Patients treated for their prolonged seizures with the sedative Propofol ( Diprivan ) may be at high risk for complications and even death.
New research showed that the use of Propofol as an antiepileptic agent in patients with refractory status epilepticus ( RSE ), prolonged seizures that do not respond to initial treatment, was associated with significant mortality and morbidity.
Refractory status epilepticus is a difficult clinical problem seen in patients with primary epilepsy and in those with other conditions such as trauma, tumors, and infections affecting the brain.
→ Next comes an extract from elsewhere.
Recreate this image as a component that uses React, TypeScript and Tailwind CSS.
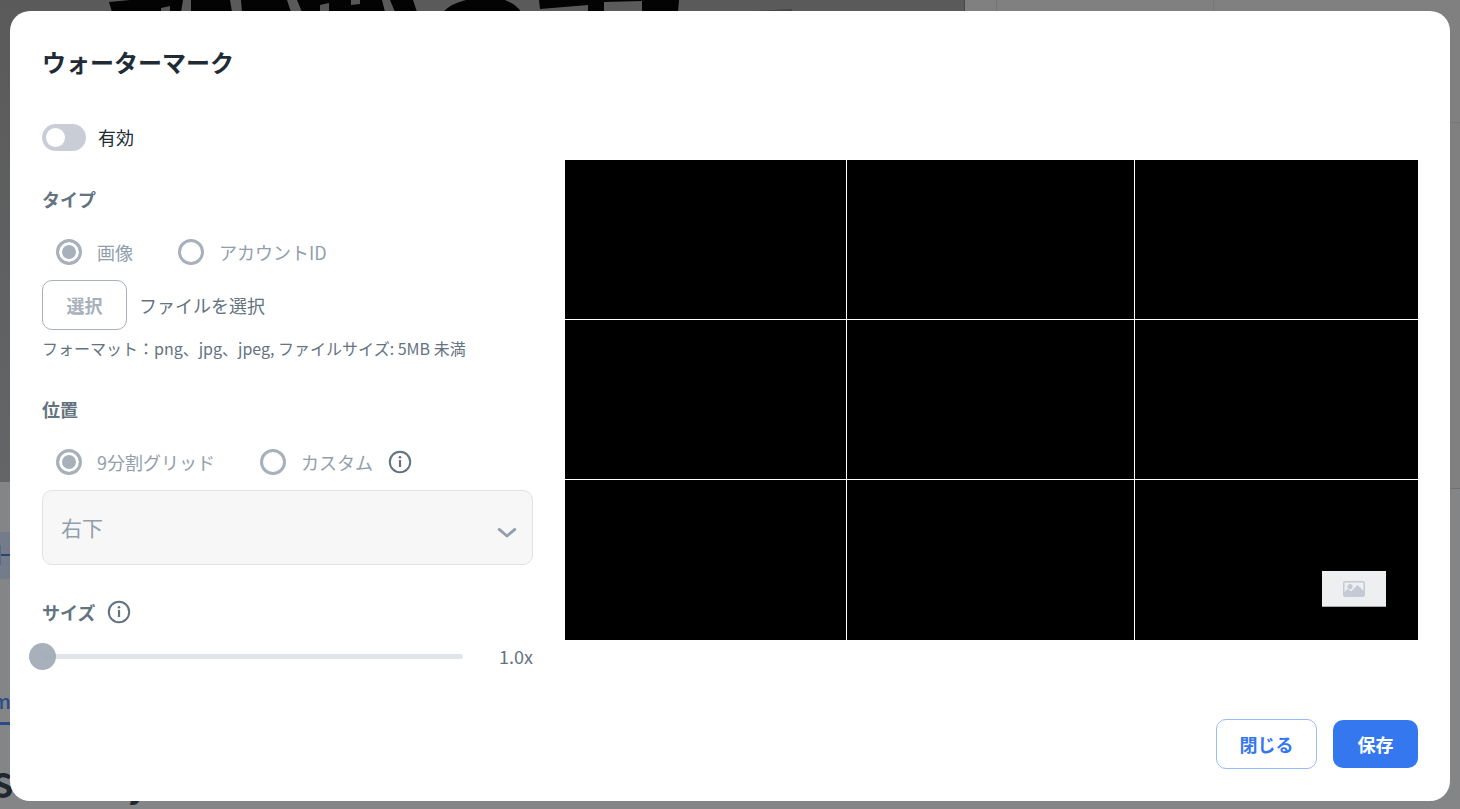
import type { ReactNode } from "react";

function InfoIcon() {
  return (
    <svg viewBox="0 0 24 24" className="size-6 text-[#637381]" fill="none" stroke="currentColor" strokeWidth="2">
      <circle cx="12" cy="12" r="10.2" />
      <path d="M12 10v7" strokeWidth="2.2" />
      <circle cx="12" cy="7.2" r="1.3" fill="currentColor" stroke="none" />
    </svg>
  );
}

function ImageIcon() {
  return (
    <svg viewBox="0 0 22 16" className="w-[22px] h-4" fill="none">
      <rect x="0.75" y="0.75" width="20.5" height="14.5" rx="1.5" stroke="#c3cad3" strokeWidth="1.5" />
      <circle cx="7" cy="5.6" r="2.6" fill="#c3cad3" />
      <path d="M1 11.5 4.7 8 8 10.6 14.6 4 21 10.2V15H1z" fill="#c3cad3" />
    </svg>
  );
}

function SectionTitle({ children }: { children: ReactNode }) {
  return <h3 className="flex items-center gap-3 h-7 text-[18px] leading-7 font-bold text-[#637381]">{children}</h3>;
}

function Radio({ name, label, checked }: { name: string; label: string; checked?: boolean }) {
  return (
    <label className="flex items-center gap-[15px] text-[18px] leading-7 text-[#919eab]">
      <input
        type="radio"
        name={name}
        defaultChecked={checked}
        disabled
        className="appearance-none size-[26px] rounded-full border-3 border-[#a8b1bb] checked:bg-[#a8b1bb] checked:shadow-[inset_0_0_0_3px_white]"
      />
      {label}
    </label>
  );
}

function Background() {
  return (
    <div aria-hidden="true" className="absolute inset-0 flex overflow-hidden bg-[#848587]">
      <div className="flex flex-col flex-[965]">
        <div className="h-[482px] shrink-0 border-r border-[#484848] bg-linear-to-b from-[#5a5a5a] to-[#636567]">
          <svg viewBox="0 0 964 12" className="w-full h-3" fill="#030303">
            <path d="M109 2 130 0H183L181 12H112z" />
            <path d="M191 0h39l2 12h-41zM241 0h46l4 12h-49zM297 0h85l3 12h-83zM390 0h23l4 12h-22z" />
            <path d="M443 12Q452 3 466 0h39q12 5 16 12zM539 0h140l-1 12h-64l-1-11v11h-25V5l-48 4z" />
            <path d="M161 8l9-2v6h-9zM320 5l9-2v9h-9zM351 0h9v4l-9 1z" fill="#565656" />
            <path d="M604 2l38-1v11h-38z" fill="#5b5b5b" />
            <path d="M738 12l54-3v3z" fill="#444" />
          </svg>
        </div>
        <div className="mt-[50px] h-12 w-6 bg-[#747c8b] flex items-center">
          <div className="h-5 w-px bg-[#5d6a86]" />
          <div className="h-[2px] w-full bg-[#294477]" />
        </div>
        <div className="mt-[106px] h-[41px] w-6 border-b-3 border-[#2b4b89] text-[20px] leading-8 font-medium text-[#2b4b89]">
          <span className="-ml-2">m</span>
        </div>
        <div className="mt-[34px] flex gap-[115px] text-[34px] leading-[50px] font-bold text-[#20272f]">
          <span className="-ml-2">S</span>
          <span>y</span>
        </div>
      </div>
      <div className="flex-[495]">
        <div className="h-[123px] flex border-b border-[#777] bg-[#808080]">
          <div className="w-8 border-r border-[#747474]" />
          <div className="w-[217px] border-r border-[#777]" />
        </div>
        <div className="h-[366px] border-b border-[#707070] bg-[#808080]" />
      </div>
    </div>
  );
}

export default function App() {
  return (
    <div className="relative min-h-screen px-[10px] pt-[11px] pb-2 flex font-['Noto_Sans_CJK_JP','Noto_Sans',sans-serif]">
      <Background />

      <div role="dialog" aria-labelledby="dialog-title" className="relative flex-1 flex flex-col rounded-[20px] bg-white p-8">
        <h2 id="dialog-title" className="text-[24px] leading-[38px] font-bold text-[#212b36]">
          ウォーターマーク
        </h2>

        <div className="mt-[42px] grid grid-cols-[491fr_853fr] gap-8">
          <div>
            <label className="flex items-center gap-3 h-7 text-[18px] leading-7 text-[#212b36]">
              <input
                type="checkbox"
                role="switch"
                className="appearance-none w-11 h-[27px] rounded-full bg-[#c9cdd5] p-1 before:block before:size-[19px] before:rounded-full before:bg-white checked:bg-[#3577ee] checked:before:ml-[17px]"
              />
              有効
            </label>

            <section className="mt-[34px]">
              <SectionTitle>タイプ</SectionTitle>
              <div className="mt-[25px] ml-[14px] flex items-center gap-[45px]">
                <Radio name="type" label="画像" checked />
                <Radio name="type" label="アカウントID" />
              </div>
              <div className="mt-[14px] flex items-center gap-3">
                <button
                  type="button"
                  disabled
                  className="h-[50px] w-[85px] rounded-[10px] border border-[#a8b1bb] text-[18px] font-bold text-[#a8b1bb]"
                >
                  選択
                </button>
                <span className="text-[18px] leading-7 text-[#637381]">ファイルを選択</span>
              </div>
              <p className="mt-[6px] text-[16px] leading-6 text-[#637381]">
                フォーマット：png、jpg、jpeg, ファイルサイズ: 5MB 未満
              </p>
            </section>

            <section className="mt-[35px]">
              <SectionTitle>位置</SectionTitle>
              <div className="mt-[25px] ml-[14px] flex items-center gap-[45px]">
                <Radio name="position" label="9分割グリッド" checked />
                <div className="flex items-center gap-[15px]">
                  <Radio name="position" label="カスタム" />
                  <InfoIcon />
                </div>
              </div>
              <div className="relative mt-[14px]">
                <select
                  disabled
                  aria-label="位置"
                  className="block appearance-none w-full h-[75px] rounded-[10px] border border-[#dfe2e6] bg-[#f7f7f7] px-[18px] text-[21px] text-[#919eab] opacity-100"
                >
                  <option>右下</option>
                </select>
                <svg
                  viewBox="0 0 20 12"
                  className="absolute right-4 top-9 w-5 h-3 text-[#919eab]"
                  fill="none"
                  stroke="currentColor"
                  strokeWidth="2.8"
                  strokeLinecap="round"
                  strokeLinejoin="round"
                >
                  <path d="M2.2 3.4 10 10l7.8-6.6" />
                </svg>
              </div>
            </section>

            <section className="mt-[33px]">
              <SectionTitle>
                サイズ
                <InfoIcon />
              </SectionTitle>
              <div className="mt-4 flex items-center justify-between">
                <div className="relative w-[421px] h-7 flex items-center">
                  <div className="h-[5px] w-full rounded-full bg-[#e1e5e9]" />
                  <input
                    type="range"
                    aria-label="サイズ"
                    min={1}
                    max={5}
                    step={0.1}
                    defaultValue={1}
                    disabled
                    className="absolute -left-[13px] w-[447px] h-7 appearance-none bg-transparent [&::-webkit-slider-thumb]:appearance-none [&::-webkit-slider-thumb]:size-[27px] [&::-webkit-slider-thumb]:rounded-full [&::-webkit-slider-thumb]:bg-[#9fa9b4]/90"
                  />
                </div>
                <span className="text-[18px] leading-7 text-[#637381]">1.0x</span>
              </div>
            </section>
          </div>

          <div className="relative mt-[37px] self-start grid grid-cols-[281fr_288fr_284fr] grid-rows-3 aspect-[853/480] bg-black">
            <div />
            <div className="border-l border-white" />
            <div className="border-l border-white" />
            <div className="border-t border-white -mt-px" />
            <div className="border-t border-l border-white -mt-px" />
            <div className="border-t border-l border-white -mt-px" />
            <div className="border-t border-white -mt-px" />
            <div className="border-t border-l border-white -mt-px" />
            <div className="border-t border-l border-white -mt-px" />
            <div className="absolute right-8 bottom-[33px] w-16 h-9 bg-[#edeff1] border-b border-[#a8abaf] flex items-center justify-center">
              <ImageIcon />
            </div>
          </div>
        </div>

        <div className="mt-auto flex items-center justify-end gap-4">
          <button
            type="button"
            className="h-[50px] w-[101px] rounded-[10px] border border-[#9abbf6] text-[18px] font-bold text-[#3577ee]"
          >
            閉じる
          </button>
          <button type="button" className="h-12 w-[85px] rounded-[10px] bg-[#3577ee] text-[18px] font-bold text-white">
            保存
          </button>
        </div>
      </div>
    </div>
  );
}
Although Propofol is used to treat patients with RSE, it is more commonly used for sedation during surgeries or other patient procedures but at a much lower dose and shorter duration than that used for the control of seizures.
Iyer and his colleagues from Mayo Clinic, Rochester, reviewed 39 consecutive patients ( median age of 54 years ) from 1997 to 2007, who were admitted to the ICU with refractory status epilepticus, in order to examine the link between Propofol use and related side effects, including Propofol infusion syndrome ( PRIS ).
PRIS is a usually fatal complication of Propofol use that has been reported especially at high infusion rates for prolonged periods. For this study, PRIS was defined by the unexplained presence of at least one or more of the following: metabolic acidosis, rhabdomyolysis, bradycardia, and/or cardiac arrest.
Propofol was used in 32 ( 82 percent ) of the patients ( group A ) for a median of 63 hours and a median peak infusion rate of 67 mcg/kg/min. Other agents, such as Midazolam and Pentobarbital, were used in the other seven ( 18 percent ) patients ( group B ). Within group A, three patients had sudden unexplained cardiac arrest while on Propofol infusions, resulting in two deaths, while no deaths occurred in group B. Median hospital stay ( 12 days ) and ICU length of stay ( 9 days ) did not differ between the two groups. The overall occurrence of PRIS was 30 percent of patients in group A ( seven patients with bradycardia, three patients with sudden unexplained cardiac arrest ) compared with less than 3 percent ( one patient with bradycardia ) in group B.
In light of the new data, Iyer advises that caution should be taken with the use of Propofol to treat patients with refractory status epilepticus. " There are several other medications we can turn to in the case of uncontrolled seizures," he said. "Alternative agents should first be tried for patients with refractory status epilepticus, and Propofol should only be used after exhausting all other options."